I decided to put Dan’s giraffe in a safe space where I could see him.  ‘I’ll place him on this table so when we go to visit Dan I’ll remember to bring him,’ I thought to myself.  Curious as to what giraffes represent in a spiritual sense, I decided to get online and look around.  All sorts of wonderful descriptions and images were revealed.  However, one stuck with me, ‘Giraffe symbolism is a strong indication that change is on the horizon.’

On June 1st, I was busy waiting to engage in a conference call when Dan’s sister contacted me online.  She made a request that I call her as soon as I could.  It has been a while since she and I spoke and I knew something was very wrong.  I informed Aaron while he was at work and told him that I could not respond to her due to the call I was expecting.  He decided to pick up the phone and call her where he learned that Dan was found dead in a hotel room in Salt Lake City on his way to Texas to see a doctor and visit Yvette.
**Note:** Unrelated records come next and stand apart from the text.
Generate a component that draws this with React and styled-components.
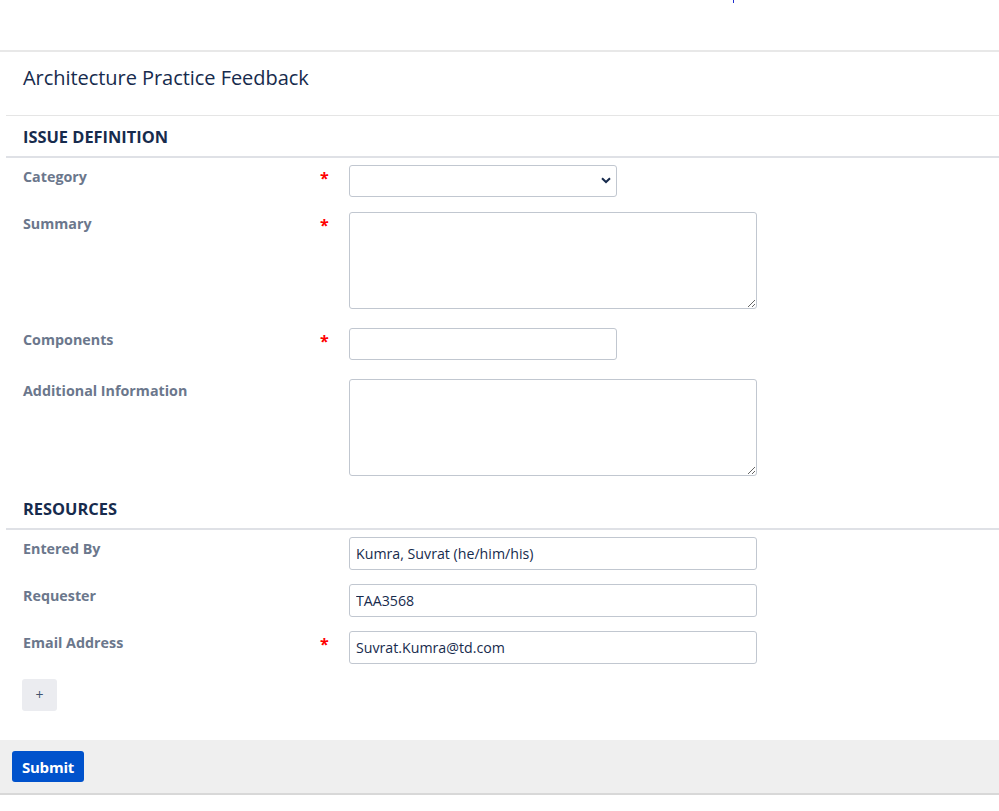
import styled, { createGlobalStyle } from "styled-components";

const GlobalStyle = createGlobalStyle`
  html, body {
    margin: 0;
    padding: 0;
    background: #ffffff;
    font-family: "Open Sans", "Noto Sans", Arial, sans-serif;
    color: #172b4d;
  }
`;

const TopBar = styled.div`
  height: 50px;
  border-bottom: 2px solid #e8e8e8;
  position: relative;
`;

// tiny cursor-like mark at the top of the page
const Mark = styled.span`
  position: absolute;
  left: 733px;
  top: 0;
  width: 1px;
  height: 3px;
  background: #1f2fd0;
`;

const Content = styled.div`
  padding-left: 6px;
`;

const Title = styled.h1`
  margin: 0;
  padding: 14px 17px 25px;
  font-size: 20px;
  line-height: 24px;
  font-weight: 400;
  color: #172b4d;
  letter-spacing: -0.05px;
  border-bottom: 1px solid #e5e5e5;
`;

const SectionHeading = styled.h2`
  margin: ${(p) => p.$top || 0}px 0 0;
  padding: 10px 17px 8px;
  font-size: 16.4px;
  line-height: 22px;
  font-weight: 700;
  color: #172b4d;
  border-bottom: 2px solid #dfe1e6;
`;

const Rows = styled.div`
  padding: 7px 0 0 17px;
`;

const Row = styled.div`
  display: flex;
  align-items: flex-start;
  margin-bottom: ${(p) => p.$gap ?? 15}px;
`;

const Label = styled.label`
  width: 297px;
  padding-top: 2px;
  font-size: 14.3px;
  line-height: 20px;
  font-weight: 700;
  color: #6b778c;
`;

const Req = styled.span`
  width: 29px;
  padding-top: 3px;
  font-size: 16px;
  line-height: 20px;
  font-weight: 700;
  color: #ff0000;
`;

const fieldBase = `
  box-sizing: border-box;
  border: 1px solid #c1c7d0;
  border-radius: 3px;
  background: #ffffff;
  font-family: "Open Sans", "Noto Sans", Arial, sans-serif;
  font-size: 14.2px;
  color: #172b4d;
  padding: 0 6px;
  outline: none;
`;

const TextInput = styled.input`
  ${fieldBase}
  display: block;
  width: ${(p) => p.$w || 408}px;
  height: ${(p) => p.$h || 33}px;
`;

const Area = styled.textarea`
  ${fieldBase}
  display: block;
  width: 408px;
  height: 97px;
  resize: both;
`;

const SelectWrap = styled.div`
  position: relative;
  width: 268px;
  height: 32px;
`;

const Select = styled.select`
  ${fieldBase}
  display: block;
  width: 100%;
  height: 100%;
  appearance: none;
`;

const Chevron = styled.svg`
  position: absolute;
  right: 6px;
  top: 12px;
  pointer-events: none;
`;

const AddButton = styled.button`
  display: block;
  width: 35px;
  height: 32px;
  margin: 0 0 29px 22px;
  border: none;
  border-radius: 3px;
  background: #ebecf0;
  color: #42526e;
  font-family: "Open Sans", Arial, sans-serif;
  font-size: 14px;
  line-height: 1;
  padding: 0;
`;

const Footer = styled.div`
  background: #efefef;
  border-bottom: 2px solid #d8d8d8;
  padding: 11px 12px 11px;
`;

const SubmitButton = styled.button`
  display: block;
  height: 31px;
  width: 72px;
  border: none;
  border-radius: 3px;
  background: #0052cc;
  color: #ffffff;
  font-family: "Open Sans", Arial, sans-serif;
  font-size: 15px;
  font-weight: 700;
  padding: 0;
  letter-spacing: -0.2px;
`;

const Field = ({ label, required, children, gap }) => (
  <Row $gap={gap}>
    <Label>{label}</Label>
    <Req>{required ? "*" : ""}</Req>
    {children}
  </Row>
);

const App = () => {
  return (
    <>
      <GlobalStyle />
      <TopBar>
        <Mark />
      </TopBar>
      <Content>
        <Title>Architecture Practice Feedback</Title>
        <SectionHeading>ISSUE DEFINITION</SectionHeading>
        <Rows>
          <Field label="Category" required>
            <SelectWrap>
              <Select defaultValue="">
                <option value=""></option>
              </Select>
              <Chevron width="10" height="7" viewBox="0 0 10 7">
                <path d="M1 1.2 L5 5 L9 1.2" fill="none" stroke="#172b4d" strokeWidth="2" />
              </Chevron>
            </SelectWrap>
          </Field>
          <Field label="Summary" required gap={19}>
            <Area />
          </Field>
          <Field label="Components" required gap={19}>
            <TextInput $w={268} $h={32} />
          </Field>
          <Field label="Additional Information" gap={0}>
            <Area />
          </Field>
        </Rows>
        <SectionHeading $top={12}>RESOURCES</SectionHeading>
        <Rows>
          <Field label="Entered By" gap={14}>
            <TextInput defaultValue="Kumra, Suvrat (he/him/his)" />
          </Field>
          <Field label="Requester" gap={14}>
            <TextInput defaultValue="TAA3568" />
          </Field>
          <Field label="Email Address" required>
            <TextInput defaultValue="Suvrat.Kumra@td.com" />
          </Field>
        </Rows>
      </Content>
      <AddButton>+</AddButton>
      <Footer>
        <SubmitButton>Submit</SubmitButton>
      </Footer>
    </>
  );
};

export default App;
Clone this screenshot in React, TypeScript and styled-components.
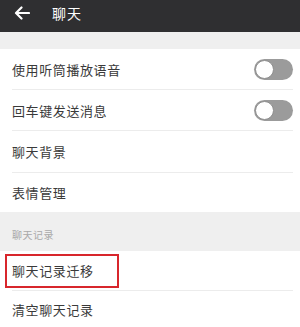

For anyone who has ever lost someone who they love and care about, you know that there is nothing that can prepare you for the news in what ever form it may come.  After we connected with Dan’s family and our common friends, Aaron and I sat watching the sunset with our unborn son who we had decided to name Daniel four weeks earlier.

“What would you have done if someone told you that the person you just met was going to die almost three years later?” asked Aaron.

“I don’t know.  I guess we never really know when any of us are going to go,” I replied.  “I am just so sad.”

“Me too,” said Aaron.

This picture was taken in the summer of 2014 – the last time the Ingenuers saw Dan in person.

Dr. Dan did something extraordinary that most people never have the courage to do.  He gave genuinely from the heart because he recognized he was in a position to be able to do so.  He chose to invest his time, resources and love in people that others tend to overlook.  Where others saw nothing, he saw potential.  Whether it was through helping us and others get access to resources they could not afford, to providing the love and support he could offer, Dan strived to bring out the best by pushing himself and others to their limits.  Dan was a visionary full of foresight and intuition.

His kindness and support has helped made each of us stronger here at Ingenuity Innovation Center.  As one of the early adopters of the vision, his participation gave permission for others to step forward and believe in the magic that we are creating here and bringing to others all over the world.  He will be deeply missed.